** start of THE DATA **
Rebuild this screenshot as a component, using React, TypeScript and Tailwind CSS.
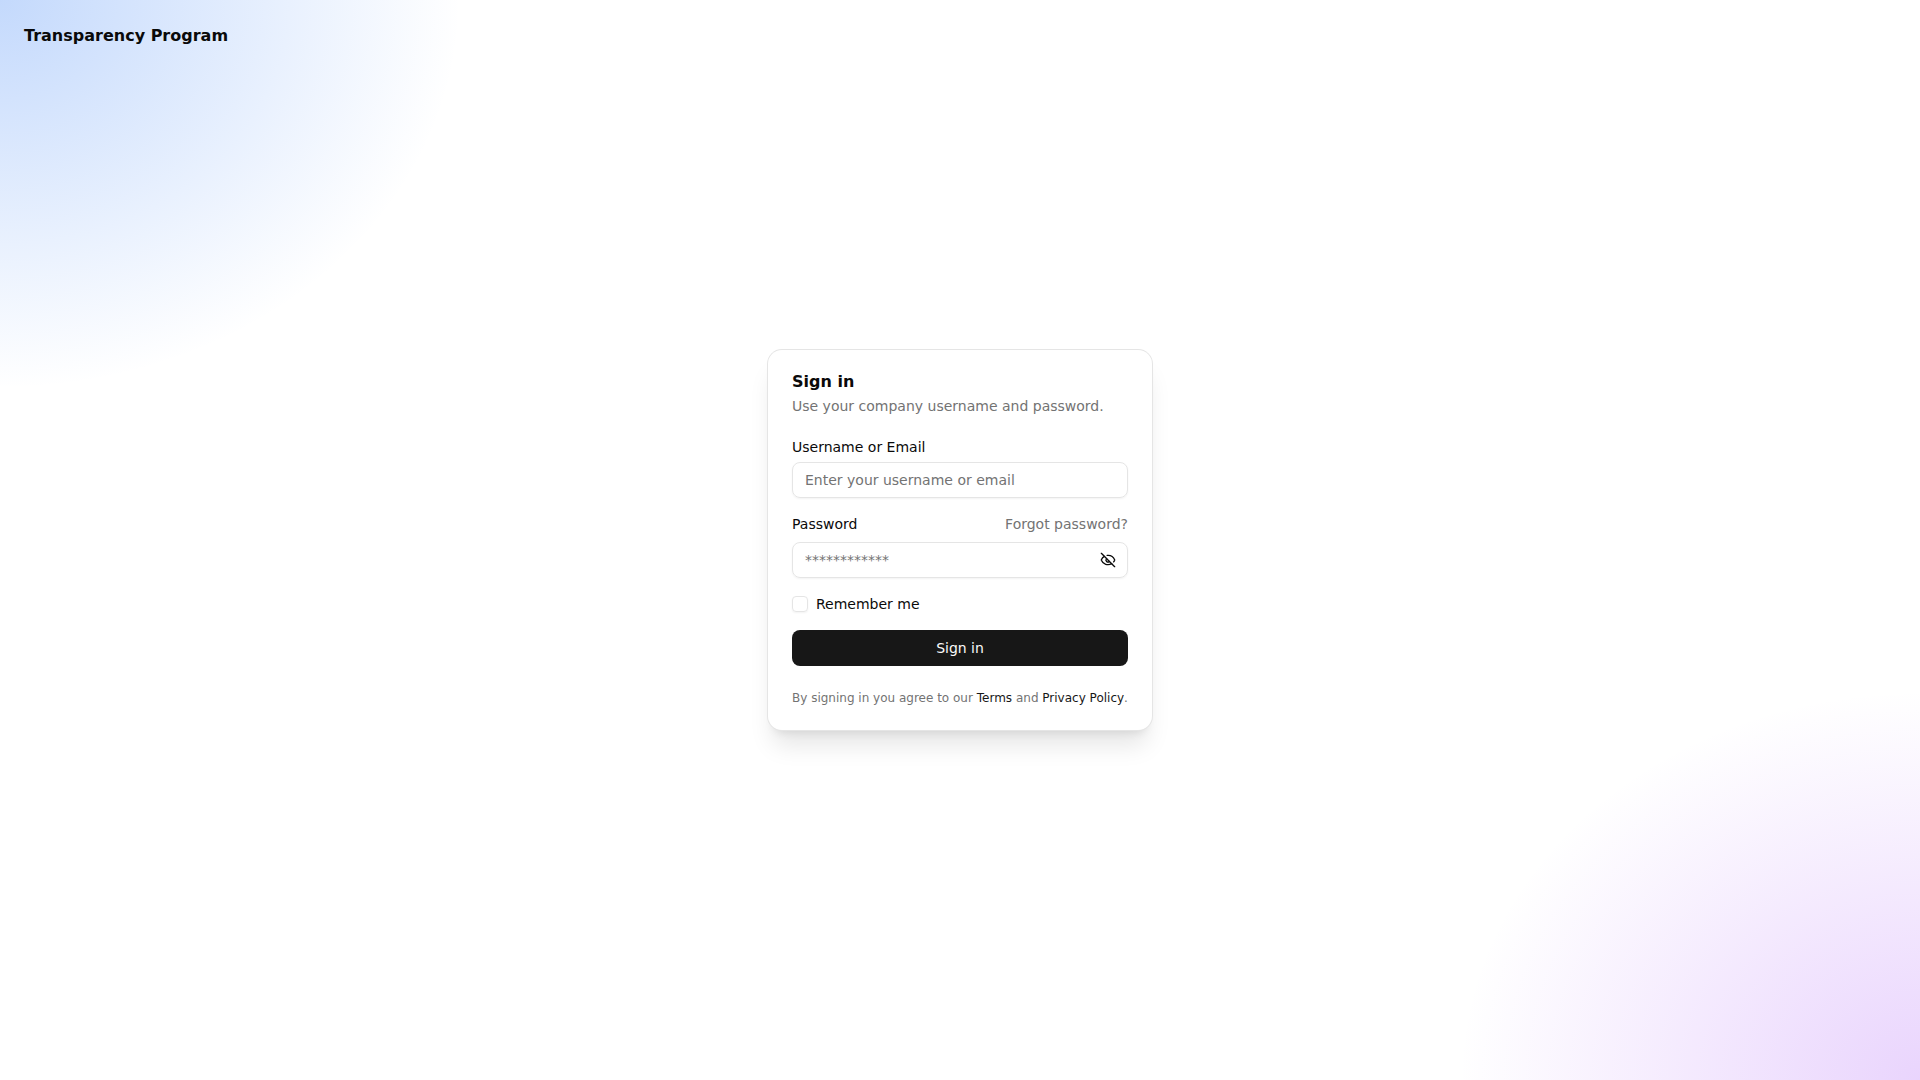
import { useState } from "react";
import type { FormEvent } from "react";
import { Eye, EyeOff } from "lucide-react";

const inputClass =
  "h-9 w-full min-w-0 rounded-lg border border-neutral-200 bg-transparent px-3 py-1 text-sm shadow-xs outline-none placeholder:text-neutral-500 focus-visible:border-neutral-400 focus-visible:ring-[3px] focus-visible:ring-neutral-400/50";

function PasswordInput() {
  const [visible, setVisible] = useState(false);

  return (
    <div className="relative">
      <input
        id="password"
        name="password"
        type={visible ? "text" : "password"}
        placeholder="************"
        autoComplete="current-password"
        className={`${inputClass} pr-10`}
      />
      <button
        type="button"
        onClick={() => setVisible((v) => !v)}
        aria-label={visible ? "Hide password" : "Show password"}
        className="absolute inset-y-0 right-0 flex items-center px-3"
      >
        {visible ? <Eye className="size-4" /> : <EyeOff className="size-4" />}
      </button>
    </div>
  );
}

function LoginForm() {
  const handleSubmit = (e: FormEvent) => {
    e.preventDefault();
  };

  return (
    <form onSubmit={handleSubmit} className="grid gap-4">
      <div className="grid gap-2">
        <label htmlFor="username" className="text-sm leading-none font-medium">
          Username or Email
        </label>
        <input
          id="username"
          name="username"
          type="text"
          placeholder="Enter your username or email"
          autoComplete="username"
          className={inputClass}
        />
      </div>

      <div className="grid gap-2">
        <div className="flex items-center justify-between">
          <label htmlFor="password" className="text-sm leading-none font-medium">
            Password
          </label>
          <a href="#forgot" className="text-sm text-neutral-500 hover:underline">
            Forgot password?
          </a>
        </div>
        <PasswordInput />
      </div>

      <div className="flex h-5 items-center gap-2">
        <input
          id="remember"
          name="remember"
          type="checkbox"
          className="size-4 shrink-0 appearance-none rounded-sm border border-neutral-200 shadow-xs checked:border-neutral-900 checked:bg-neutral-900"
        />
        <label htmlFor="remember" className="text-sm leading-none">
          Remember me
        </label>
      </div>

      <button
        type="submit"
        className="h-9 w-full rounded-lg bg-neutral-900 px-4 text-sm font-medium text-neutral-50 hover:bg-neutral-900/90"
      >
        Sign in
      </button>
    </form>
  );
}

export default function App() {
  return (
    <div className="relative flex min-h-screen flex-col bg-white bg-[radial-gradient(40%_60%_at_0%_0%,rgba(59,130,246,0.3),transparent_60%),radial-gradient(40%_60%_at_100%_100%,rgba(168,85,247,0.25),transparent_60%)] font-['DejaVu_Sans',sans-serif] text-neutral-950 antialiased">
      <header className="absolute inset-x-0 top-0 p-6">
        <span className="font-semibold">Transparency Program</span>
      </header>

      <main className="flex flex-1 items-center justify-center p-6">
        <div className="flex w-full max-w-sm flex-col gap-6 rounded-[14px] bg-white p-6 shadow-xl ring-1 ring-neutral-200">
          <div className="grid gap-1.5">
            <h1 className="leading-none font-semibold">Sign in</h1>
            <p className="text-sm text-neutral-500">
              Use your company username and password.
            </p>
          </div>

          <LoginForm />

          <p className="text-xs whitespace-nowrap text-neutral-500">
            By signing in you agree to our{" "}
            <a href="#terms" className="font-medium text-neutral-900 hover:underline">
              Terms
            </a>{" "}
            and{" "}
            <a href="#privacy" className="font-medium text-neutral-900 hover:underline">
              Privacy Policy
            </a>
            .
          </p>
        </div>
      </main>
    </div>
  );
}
** end of THE DATA **
** start of THE DATA **
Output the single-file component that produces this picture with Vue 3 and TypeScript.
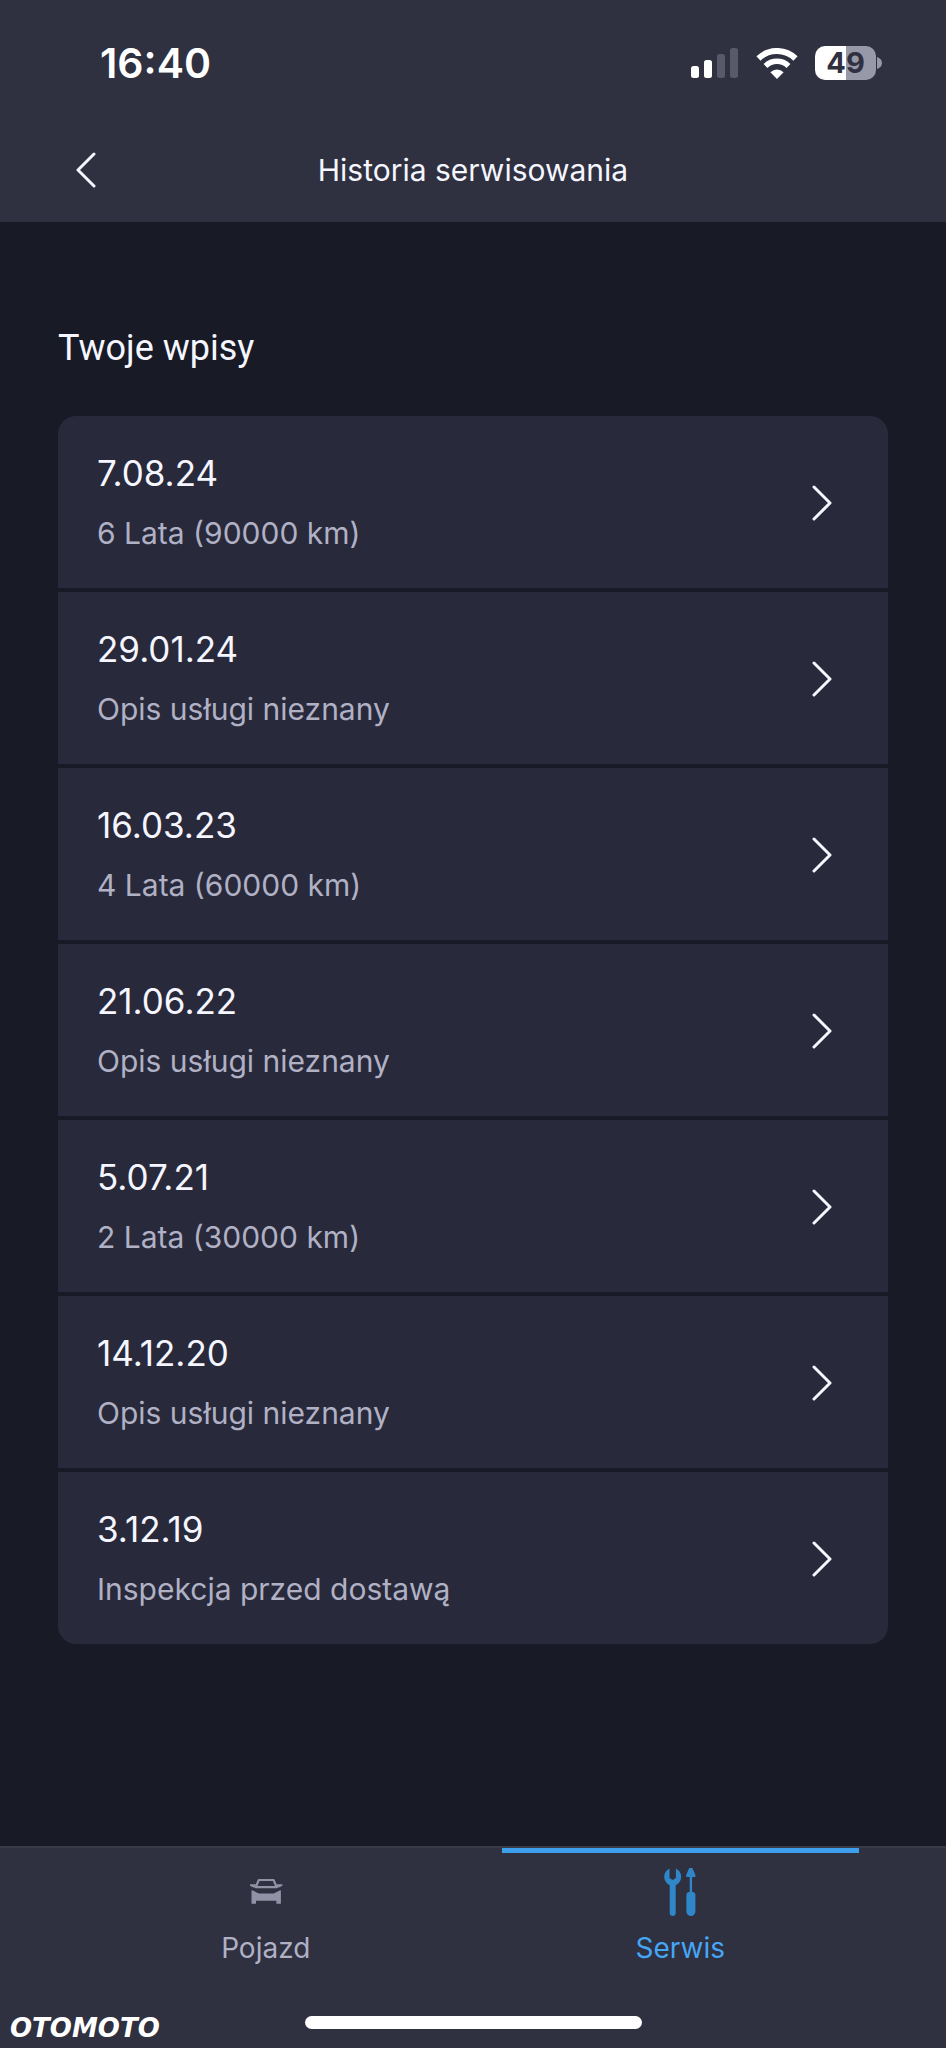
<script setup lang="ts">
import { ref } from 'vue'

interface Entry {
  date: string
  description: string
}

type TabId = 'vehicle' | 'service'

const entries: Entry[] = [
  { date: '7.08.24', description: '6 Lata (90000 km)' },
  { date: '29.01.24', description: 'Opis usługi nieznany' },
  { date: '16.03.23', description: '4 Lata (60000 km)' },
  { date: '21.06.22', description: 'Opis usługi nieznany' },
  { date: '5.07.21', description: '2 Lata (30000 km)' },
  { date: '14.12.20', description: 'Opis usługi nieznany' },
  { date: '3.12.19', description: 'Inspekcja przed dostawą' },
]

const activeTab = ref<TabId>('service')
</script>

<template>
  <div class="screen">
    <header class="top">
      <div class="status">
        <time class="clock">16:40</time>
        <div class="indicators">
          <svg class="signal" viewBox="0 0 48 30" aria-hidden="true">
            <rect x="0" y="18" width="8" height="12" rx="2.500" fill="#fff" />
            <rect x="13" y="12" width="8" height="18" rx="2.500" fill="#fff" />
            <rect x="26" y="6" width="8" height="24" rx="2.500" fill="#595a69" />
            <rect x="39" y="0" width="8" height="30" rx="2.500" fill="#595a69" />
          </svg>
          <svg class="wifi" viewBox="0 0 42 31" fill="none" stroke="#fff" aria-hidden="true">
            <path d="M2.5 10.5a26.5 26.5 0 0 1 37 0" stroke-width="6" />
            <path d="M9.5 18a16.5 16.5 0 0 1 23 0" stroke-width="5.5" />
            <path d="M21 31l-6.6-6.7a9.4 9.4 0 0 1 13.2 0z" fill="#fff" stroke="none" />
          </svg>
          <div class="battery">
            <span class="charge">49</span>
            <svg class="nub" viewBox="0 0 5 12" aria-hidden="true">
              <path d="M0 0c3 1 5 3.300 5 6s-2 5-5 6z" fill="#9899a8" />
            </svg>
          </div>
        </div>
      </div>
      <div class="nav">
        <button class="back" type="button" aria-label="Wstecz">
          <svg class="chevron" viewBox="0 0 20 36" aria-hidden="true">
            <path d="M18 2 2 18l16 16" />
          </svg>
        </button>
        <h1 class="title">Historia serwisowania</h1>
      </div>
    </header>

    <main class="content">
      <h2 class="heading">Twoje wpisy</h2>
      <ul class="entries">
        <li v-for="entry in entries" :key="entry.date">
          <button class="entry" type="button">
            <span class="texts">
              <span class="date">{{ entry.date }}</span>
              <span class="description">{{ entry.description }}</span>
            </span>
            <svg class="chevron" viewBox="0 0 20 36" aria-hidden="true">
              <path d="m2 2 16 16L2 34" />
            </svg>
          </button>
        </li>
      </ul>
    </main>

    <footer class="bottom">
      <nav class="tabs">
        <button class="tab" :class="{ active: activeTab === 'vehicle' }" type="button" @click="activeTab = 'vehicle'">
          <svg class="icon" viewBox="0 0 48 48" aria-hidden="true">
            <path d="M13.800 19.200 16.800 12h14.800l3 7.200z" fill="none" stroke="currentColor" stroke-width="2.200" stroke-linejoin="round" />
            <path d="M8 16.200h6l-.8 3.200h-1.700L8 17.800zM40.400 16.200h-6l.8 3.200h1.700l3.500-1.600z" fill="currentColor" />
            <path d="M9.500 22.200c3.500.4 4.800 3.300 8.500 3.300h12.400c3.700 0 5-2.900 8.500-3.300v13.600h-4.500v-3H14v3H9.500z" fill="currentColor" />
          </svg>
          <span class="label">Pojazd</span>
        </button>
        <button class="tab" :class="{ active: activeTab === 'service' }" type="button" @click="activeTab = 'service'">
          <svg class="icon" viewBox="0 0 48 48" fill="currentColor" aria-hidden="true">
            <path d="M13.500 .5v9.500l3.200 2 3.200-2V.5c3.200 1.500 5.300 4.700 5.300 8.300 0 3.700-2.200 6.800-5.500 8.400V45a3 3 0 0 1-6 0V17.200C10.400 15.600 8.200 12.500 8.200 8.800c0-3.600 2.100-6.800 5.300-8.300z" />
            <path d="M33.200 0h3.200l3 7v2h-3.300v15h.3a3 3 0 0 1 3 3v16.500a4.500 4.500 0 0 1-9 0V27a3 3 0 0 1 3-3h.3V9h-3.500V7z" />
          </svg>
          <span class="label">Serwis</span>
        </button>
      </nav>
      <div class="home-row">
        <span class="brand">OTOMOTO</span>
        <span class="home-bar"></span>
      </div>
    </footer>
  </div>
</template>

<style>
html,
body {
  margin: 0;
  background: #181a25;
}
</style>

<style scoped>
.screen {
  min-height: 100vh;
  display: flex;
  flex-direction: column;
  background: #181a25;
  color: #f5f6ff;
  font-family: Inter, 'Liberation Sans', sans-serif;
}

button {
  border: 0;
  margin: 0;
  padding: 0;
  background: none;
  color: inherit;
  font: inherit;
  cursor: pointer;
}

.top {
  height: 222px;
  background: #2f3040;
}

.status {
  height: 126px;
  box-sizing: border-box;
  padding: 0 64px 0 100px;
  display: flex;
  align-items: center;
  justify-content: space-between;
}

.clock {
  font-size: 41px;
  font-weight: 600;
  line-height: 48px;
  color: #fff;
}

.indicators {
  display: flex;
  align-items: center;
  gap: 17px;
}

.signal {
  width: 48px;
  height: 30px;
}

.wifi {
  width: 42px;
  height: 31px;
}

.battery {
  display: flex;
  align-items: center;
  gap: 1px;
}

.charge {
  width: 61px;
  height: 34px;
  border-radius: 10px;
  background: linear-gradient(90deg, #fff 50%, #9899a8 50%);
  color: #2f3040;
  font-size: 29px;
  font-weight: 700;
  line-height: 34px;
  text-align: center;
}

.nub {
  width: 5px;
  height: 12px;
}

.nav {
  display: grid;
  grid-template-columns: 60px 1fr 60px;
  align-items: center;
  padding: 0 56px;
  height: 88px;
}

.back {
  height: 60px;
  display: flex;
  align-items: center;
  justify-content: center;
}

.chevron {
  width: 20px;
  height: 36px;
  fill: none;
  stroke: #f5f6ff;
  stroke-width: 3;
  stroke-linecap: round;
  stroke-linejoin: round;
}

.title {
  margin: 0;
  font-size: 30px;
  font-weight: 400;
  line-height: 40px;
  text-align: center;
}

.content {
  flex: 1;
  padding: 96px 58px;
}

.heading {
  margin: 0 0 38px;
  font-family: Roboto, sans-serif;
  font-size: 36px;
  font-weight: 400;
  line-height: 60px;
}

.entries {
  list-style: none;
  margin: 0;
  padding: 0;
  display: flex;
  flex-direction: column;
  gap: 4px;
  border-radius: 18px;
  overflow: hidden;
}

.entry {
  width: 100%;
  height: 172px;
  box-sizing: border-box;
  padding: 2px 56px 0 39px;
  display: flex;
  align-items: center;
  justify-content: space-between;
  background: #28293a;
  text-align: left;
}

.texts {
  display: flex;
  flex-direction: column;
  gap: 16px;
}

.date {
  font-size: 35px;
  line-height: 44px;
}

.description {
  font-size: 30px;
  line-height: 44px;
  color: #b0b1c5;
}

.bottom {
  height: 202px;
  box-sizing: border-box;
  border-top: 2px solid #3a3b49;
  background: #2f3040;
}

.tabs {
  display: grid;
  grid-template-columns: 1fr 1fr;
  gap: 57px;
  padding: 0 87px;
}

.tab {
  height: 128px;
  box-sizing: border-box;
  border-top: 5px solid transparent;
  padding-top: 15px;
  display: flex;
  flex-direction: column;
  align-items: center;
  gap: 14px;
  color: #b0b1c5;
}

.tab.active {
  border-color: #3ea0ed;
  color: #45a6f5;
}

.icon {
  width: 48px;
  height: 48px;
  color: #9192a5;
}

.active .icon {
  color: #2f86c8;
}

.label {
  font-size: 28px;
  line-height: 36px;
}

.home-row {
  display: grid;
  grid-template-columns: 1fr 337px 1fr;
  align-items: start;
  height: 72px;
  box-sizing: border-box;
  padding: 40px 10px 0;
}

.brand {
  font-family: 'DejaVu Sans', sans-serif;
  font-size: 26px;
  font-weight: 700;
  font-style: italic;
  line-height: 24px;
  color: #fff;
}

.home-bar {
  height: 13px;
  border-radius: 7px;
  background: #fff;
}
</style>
** end of THE DATA **
▶ _WHAT YOU HAVE TO DO_
Copy exactly the stretch of lines from the one containing "Output the single-file" through the one containing "type TabId = 'vehicle' | 'service'", both included. Leave out any pictures.

▶ _FINAL RESULT_
Output the single-file component that produces this picture with Vue 3 and TypeScript.
<script setup lang="ts">
import { ref } from 'vue'

interface Entry {
  date: string
  description: string
}

type TabId = 'vehicle' | 'service'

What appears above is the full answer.